Why start with data governance?
When discussing data governance, we often look for one significant benefit: visibility. The proper metadata approach and automated platforms can allow data governance leaders to gain detailed visibility of data assets and lifecycle along with data ownership, stewardship practices, and the organizational control principles that must be enforced consistently. Properly executed, it also allows them to take quick actions where data gaps are found.
Data scientists, stewards, or engineers can tell you that data transparency and easy discoverability is often difficult to achieve — especially in a sprawling organization that works with fragmented data sources and repositories. Both the data fabric and data mesh specify the foundational need for "active metadata management" adding discoverability and addressability of data products across different domains.
“From a data fabric perspective, data governance relies a lot on having a consistent enterprise metadata ‘map’ of the data universe that drives a lot of visibility, consistency of action,” explains Teo.
Data meshes rely on consistent data governance differently, one that “is much more than a technology architecture or approach,” Teo explains. “Establishing a model of ‘Distributed Data Products’ model relies on successful organizational cooperation and change as well.”
Companies need to consider how different, distributed “domain custodians” are empowered with the right governance models. In addition, the companies need to ensure “consistent visibility of the data assets, self-serve data facilities and more,” Teo adds.
Data meshes add an additional requirement. “With data mesh, the central data governance focus is to establish standards that allow flexibility and interoperability, instead of mainly focusing on policy control objectives,” explains Teo.
Finding the starting point
So how can companies start this data governance and embrace these new data architectural concepts?
Well, for starters, it should not be seen as replacing a data lake or data lakehouse, says Teo. “For example, data warehouses and data lakes can still exist in the mesh architecture, but they become just another node in the mesh, rather than a centralized monolith.”
Instead, companies need to prioritize strategic governance factors and leverage their data management organization structures and operating model, “perhaps adapted to the type of interactions envisioned by a data mesh framework,” adds Teo.
This means empowering the appropriate data owners, custodians, and technical and policy standards that allow data products to be developed, discovered, interchanged, and used reliably.

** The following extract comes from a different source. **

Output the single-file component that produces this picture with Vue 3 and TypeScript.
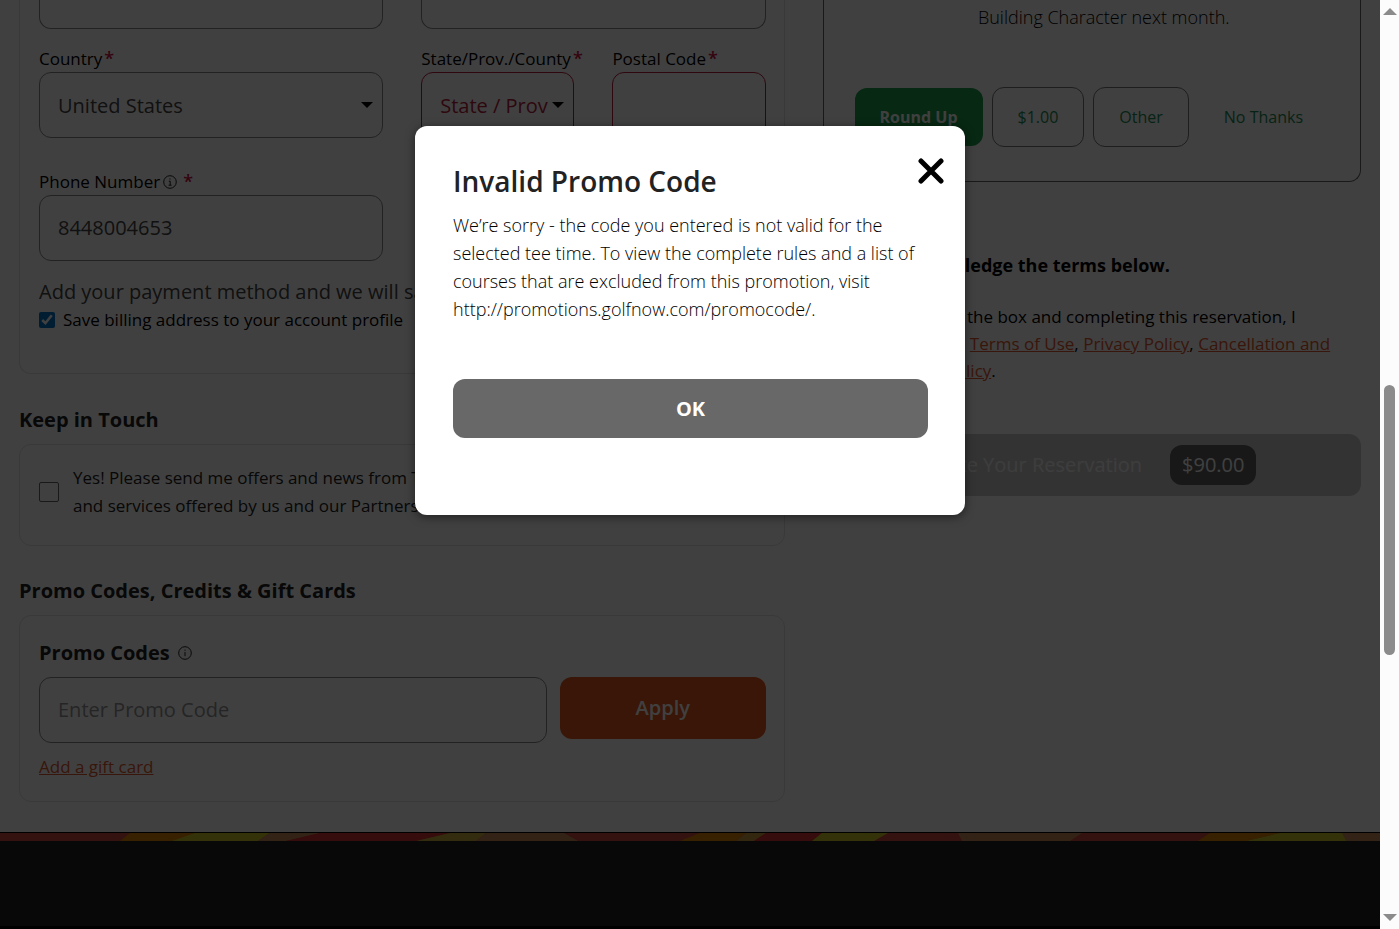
<script setup lang="ts">
import { ref } from 'vue'

const country = ref('us')
const region = ref('')
const postalCode = ref('')
const phone = ref('8448004653')
const saveBilling = ref(true)
const keepInTouch = ref(false)
const agreed = ref(false)
const promoCode = ref('')
const dialogOpen = ref(true)

const closeDialog = () => {
  dialogOpen.value = false
}
</script>

<template>
  <div class="window">
    <div class="page">
      <main class="content">
        <div class="column">
          <section class="card billing">
            <div class="grid-two">
              <input class="field cut" type="text" aria-label="Address" />
              <input class="field cut" type="text" aria-label="City" />
            </div>
            <div class="grid-two row">
              <div>
                <label class="label" for="country">Country<sup class="req">*</sup></label>
                <div class="select-wrap">
                  <select id="country" v-model="country" class="field">
                    <option value="us">United States</option>
                  </select>
                  <svg class="caret" viewBox="0 0 12 6"><path d="M0 0h12L6 6z" /></svg>
                </div>
              </div>
              <div class="grid-two">
                <div>
                  <label class="label" for="region">State/Prov./County<sup class="req">*</sup></label>
                  <div class="select-wrap">
                    <select id="region" v-model="region" class="field invalid">
                      <option value="">State / Prov</option>
                    </select>
                    <svg class="caret" viewBox="0 0 12 6"><path d="M0 0h12L6 6z" /></svg>
                  </div>
                </div>
                <div>
                  <label class="label" for="postal">Postal Code<sup class="req">*</sup></label>
                  <input id="postal" v-model="postalCode" class="field invalid" type="text" />
                </div>
              </div>
            </div>
            <div class="grid-two row phone">
              <div>
                <label class="label" for="phone">
                  <span>Phone Number</span>
                  <svg class="info" viewBox="0 0 14 14">
                    <circle cx="7" cy="7" r="6.3" />
                    <path d="M5.8 6.2h1.4v4M5.6 10.2h3M7 3.4v1.2" />
                  </svg>
                  <sup class="req wide">*</sup>
                </label>
                <input id="phone" v-model="phone" class="field" type="tel" />
              </div>
            </div>
            <p class="payment">Add your payment method and we will save it</p>
            <label class="save">
              <input v-model="saveBilling" class="tick" type="checkbox" />
              <span>Save billing address to your account profile</span>
            </label>
          </section>

          <h2 class="heading touch-heading">Keep in Touch</h2>
          <section class="card touch">
            <label class="touch-label">
              <input v-model="keepInTouch" class="box" type="checkbox" />
              <span>Yes! Please send me offers and news from The Club<br />and services offered by us and our Partners.</span>
            </label>
          </section>

          <h2 class="heading promo-heading">Promo Codes, Credits &amp; Gift Cards</h2>
          <section class="card promo">
            <label class="promo-label" for="promo">
              <span>Promo Codes</span>
              <svg class="info" viewBox="0 0 14 14">
                <circle cx="7" cy="7" r="6.3" />
                <path d="M7 6v4.2M7 3.6v1.2" />
              </svg>
            </label>
            <div class="promo-row">
              <input id="promo" v-model="promoCode" class="field" type="text" placeholder="Enter Promo Code" />
              <button class="apply" type="button">Apply</button>
            </div>
            <a class="gift" href="#gift">Add a gift card</a>
          </section>
        </div>

        <div class="column">
          <section class="charity">
            <p class="charity-text">Building Character next month.</p>
            <div class="choices">
              <button class="choice solid" type="button">Round Up</button>
              <button class="choice" type="button">$1.00</button>
              <button class="choice" type="button">Other</button>
              <button class="choice plain" type="button">No Thanks</button>
            </div>
          </section>

          <p class="terms-title">Please acknowledge the terms below.</p>
          <div class="terms">
            <input id="agree" v-model="agreed" class="box" type="checkbox" />
            <div>
              <label for="agree">By checking the box and completing this reservation, I</label><br />
              agree to the <a href="#terms">Terms of Use</a>, <a href="#privacy">Privacy Policy</a>,
              <a href="#cancel">Cancellation and<br />No-Show Policy</a>.
            </div>
          </div>
          <button class="reserve" type="button">
            <span>Make Your Reservation</span>
            <span class="price">$90.00</span>
          </button>
        </div>
      </main>

      <svg class="stripe" viewBox="0 0 1380 8" preserveAspectRatio="none">
        <path fill="#d0483c" d="M0 0h1380v8H0z" />
        <path fill="#e08400" d="M130 0h80l-34 8h-56z" />
        <path fill="#ccc824" d="M195 0h75l-12 8h-86z" />
        <path fill="#cc8858" d="M270 0h50l-34 8h-28z" />
        <path fill="#d83030" d="M320 0h130l-34 8H286z" />
        <path fill="#ccb03c" d="M450 0h36l-10 8h-60z" />
        <path fill="#cc8c5c" d="M486 0h78l14 8H476z" />
        <path fill="#e08400" d="M700 0h46l-10 8h-56z" />
        <path fill="#cc9c40" d="M746 0h20l-12 8h-18z" />
        <path fill="#d83030" d="M766 0h56l-10 8h-58z" />
        <path fill="#ccc824" d="M822 0h66l-14 8h-62z" />
        <path fill="#cc8858" d="M958 0h124l-12 8H962z" />
        <path fill="#e08400" d="M1210 0h70l-34 8h-48z" />
        <path fill="#ccc824" d="M1280 0h62l14 8h-110z" />
        <path fill="#cc8858" d="M1342 0h38v8h-34z" />
      </svg>
      <footer class="footer"></footer>

      <div v-if="dialogOpen" class="overlay">
        <div class="dialog" role="dialog" aria-labelledby="dialog-title">
          <div class="dialog-head">
            <h1 id="dialog-title">Invalid Promo Code</h1>
            <button class="close" type="button" aria-label="Close" @click="closeDialog">
              <svg viewBox="0 0 26 26"><path d="M3 3l20 20M23 3L3 23" /></svg>
            </button>
          </div>
          <p class="dialog-text">
            We’re sorry - the code you entered is not valid for the selected tee time. To view the
            complete rules and a list of courses that are excluded from this promotion, visit
            http://promotions.golfnow.com/promocode/.
          </p>
          <button class="ok" type="button" @click="closeDialog">OK</button>
        </div>
      </div>
    </div>

    <div class="scrollbar" aria-hidden="true">
      <svg viewBox="0 0 14 7"><path d="M7 0l7 7H0z" /></svg>
      <div class="track"><div class="thumb"></div></div>
      <svg viewBox="0 0 14 7"><path d="M0 0h14L7 7z" /></svg>
    </div>
  </div>
</template>

<style>
body {
  margin: 0;
}
</style>

<style scoped>
.window {
  display: grid;
  grid-template-columns: 1fr 19px;
  min-height: 100vh;
  font-family: 'Open Sans', 'Noto Sans', sans-serif;
  font-size: 18px;
  line-height: 28px;
  color: #000;
}
.window *,
.window *::before {
  box-sizing: border-box;
}
button,
input,
select {
  font: inherit;
  color: inherit;
  margin: 0;
}
p,
h1,
h2 {
  margin: 0;
}
.page {
  position: relative;
  display: flex;
  flex-direction: column;
  background: #fff;
}
.content {
  display: grid;
  grid-template-columns: 767fr 537fr;
  gap: 38px;
  padding: 0 19px 30px;
}
.card {
  border: 1px solid #e2e2e2;
  border-radius: 12px;
  padding: 0 18px 0 19px;
}
.billing {
  border-top: 0;
  border-radius: 0 0 12px 12px;
  padding-bottom: 39px;
}
.grid-two {
  display: grid;
  grid-template-columns: minmax(0, 1fr) minmax(0, 1fr);
  gap: 38px;
}
.row {
  padding-top: 16px;
}
.phone {
  padding-top: 30px;
}
.field {
  display: block;
  width: 100%;
  height: 66px;
  border: 1px solid #888;
  border-radius: 12px;
  padding: 0 18px;
  background: transparent;
  font-size: 20px;
  color: #444;
  appearance: none;
}
input.field {
  padding-bottom: 2px;
}
select.field {
  padding-top: 2px;
}
.field::placeholder {
  color: #949494;
  opacity: 1;
}
.cut {
  height: 29px;
  border-top: 0;
  border-radius: 0 0 12px 12px;
}
.field.invalid {
  border-color: #b81c3c;
  color: #b81c3c;
}
.select-wrap {
  position: relative;
}
select.invalid {
  padding-right: 0;
}
.caret {
  position: absolute;
  right: 10px;
  top: 30px;
  width: 12px;
  height: 6px;
}
.label {
  display: flex;
  align-items: center;
  height: 27px;
  font-size: 17px;
  white-space: nowrap;
}
.req {
  align-self: flex-start;
  margin-left: 2px;
  font-size: 18px;
  font-weight: 600;
  line-height: 26px;
  color: #d01040;
}
.wide {
  margin-left: 6px;
}
.info {
  width: 14px;
  height: 14px;
  margin-left: 3px;
  fill: none;
  stroke: #222;
}
.payment {
  padding-top: 17px;
  font-size: 20px;
  color: #444;
}
.save {
  display: flex;
  align-items: center;
  gap: 8px;
  font-size: 17px;
}
.tick {
  width: 16px;
  height: 16px;
  accent-color: #0075c8;
}
.heading {
  font-size: 20px;
  font-weight: 700;
  color: #222;
}
.touch-heading {
  padding: 32px 0 10px;
}
.touch {
  padding-top: 19px;
  padding-bottom: 25px;
}
.touch-label {
  display: flex;
  align-items: center;
  gap: 14px;
  font-size: 17px;
  color: #222;
  white-space: nowrap;
}
.box {
  flex: none;
  width: 20px;
  height: 20px;
  border: 1px solid #666;
  border-radius: 2px;
  background: transparent;
  appearance: none;
}
.promo-heading {
  padding: 31px 0 10px;
}
.promo {
  padding-top: 23px;
  padding-bottom: 20px;
}
.promo-label {
  display: flex;
  align-items: center;
  height: 38px;
  padding-bottom: 10px;
  gap: 5px;
  font-size: 20px;
  font-weight: 700;
  color: #222;
}
.promo-row {
  display: grid;
  grid-template-columns: 509fr 206fr;
  gap: 13px;
}
.apply {
  height: 62px;
  border: 0;
  border-radius: 12px;
  background: #e4581c;
  color: #fff;
  font-size: 20px;
  font-weight: 600;
}
a {
  color: #e4582c;
}
.gift {
  display: block;
  width: fit-content;
  margin-top: 10px;
  font-size: 17px;
}
.charity {
  border: 1px solid #666;
  border-top: 0;
  border-radius: 0 0 12px 12px;
  padding: 3px 31px 34px;
}
.charity-text {
  padding-left: 24px;
  text-align: center;
  font-weight: 300;
  color: #000;
}
.choices {
  display: flex;
  align-items: center;
  gap: 9px;
  padding-top: 56px;
}
.choice {
  flex: none;
  height: 60px;
  border: 1px solid #777;
  border-radius: 12px;
  padding: 0 25px;
  background: transparent;
  color: #1c8c54;
  font-size: 16px;
  white-space: nowrap;
}
.solid {
  height: 58px;
  border: 0;
  background: #1ca048;
  color: #fff;
  font-weight: 700;
}
.plain {
  border-color: transparent;
}
.terms-title {
  padding: 69px 0 0 10px;
  font-weight: 700;
}
.terms {
  display: flex;
  gap: 17px;
  padding: 24px 0 50px 10px;
  font-size: 17px;
  line-height: 27px;
  white-space: nowrap;
}
.reserve {
  display: flex;
  align-items: center;
  justify-content: center;
  gap: 28px;
  width: 100%;
  height: 62px;
  border: 0;
  border-radius: 12px;
  background: #ccc;
  color: #f4f4f4;
  font-size: 20px;
}
.price {
  border-radius: 12px;
  padding: 6px 12px;
  background: #606060;
  color: #fff;
}
.stripe {
  display: block;
  width: 100%;
  height: 9px;
  border-top: 1px solid #000;
}
.footer {
  flex: 1;
  min-height: 87px;
  border-bottom: 3px solid #000;
  background: #202020;
}
.overlay {
  position: absolute;
  inset: 0;
  padding-top: 126px;
  background: rgba(0, 0, 0, 0.75);
}
.dialog {
  width: 550px;
  max-width: 100%;
  margin: 0 auto;
  padding: 37px 37px 77px 38px;
  border-radius: 12px;
  background: #fff;
  box-shadow: 0 2px 10px rgba(0, 0, 0, 0.5);
  color: #000;
}
.dialog-head {
  display: flex;
  justify-content: space-between;
}
.dialog-head h1 {
  font-size: 28px;
  line-height: 36px;
  font-weight: 600;
  color: #222;
}
.close {
  width: 26px;
  height: 26px;
  margin: -5px -16px 0 0;
  border: 0;
  padding: 0;
  background: transparent;
}
.close svg {
  display: block;
  width: 26px;
  height: 26px;
  fill: none;
  stroke: #000;
  stroke-width: 5;
  stroke-linecap: round;
}
.dialog-text {
  padding: 12px 0 56px;
  font-weight: 300;
}
.ok {
  display: block;
  width: 100%;
  height: 59px;
  border: 0;
  border-radius: 12px;
  background: #686868;
  color: #fff;
  font-size: 20px;
  font-weight: 700;
}
.scrollbar {
  display: flex;
  flex-direction: column;
  align-items: center;
  padding: 8px 0;
  background: #fcfcfc;
}
.scrollbar svg {
  width: 14px;
  height: 7px;
  fill: #8b8b8b;
}
.track {
  display: grid;
  grid-template-rows: 370fr 270fr 259fr;
  flex: 1;
  width: 11px;
}
.thumb {
  grid-row: 2;
  border-radius: 6px;
  background: #8b8b8b;
}
</style>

Teo observes that some organizations in the region are beginning to explore these architectural patterns and concepts, given that data productization can unlock greater agility and competitiveness.
“The idea of the data catalog and ‘Enterprise Metadata’ has really taken hold as the foundational element to allow management of the disparate or hybrid IT ecosystems most organizations have,” says Teo.
“A common, enriched view of data assets in different data stores, structures, and data environments, where on-premises or in the cloud, will allow for common data management practices and unified data consumption and usage experiences,” he adds.
With a proper data governance framework, companies can start solving complex data problems and confidently choose the right data architecture to scale their models quickly. It becomes especially vital as companywide AI plays a more significant role in helping Asia Pacific businesses navigate a challenging market environment.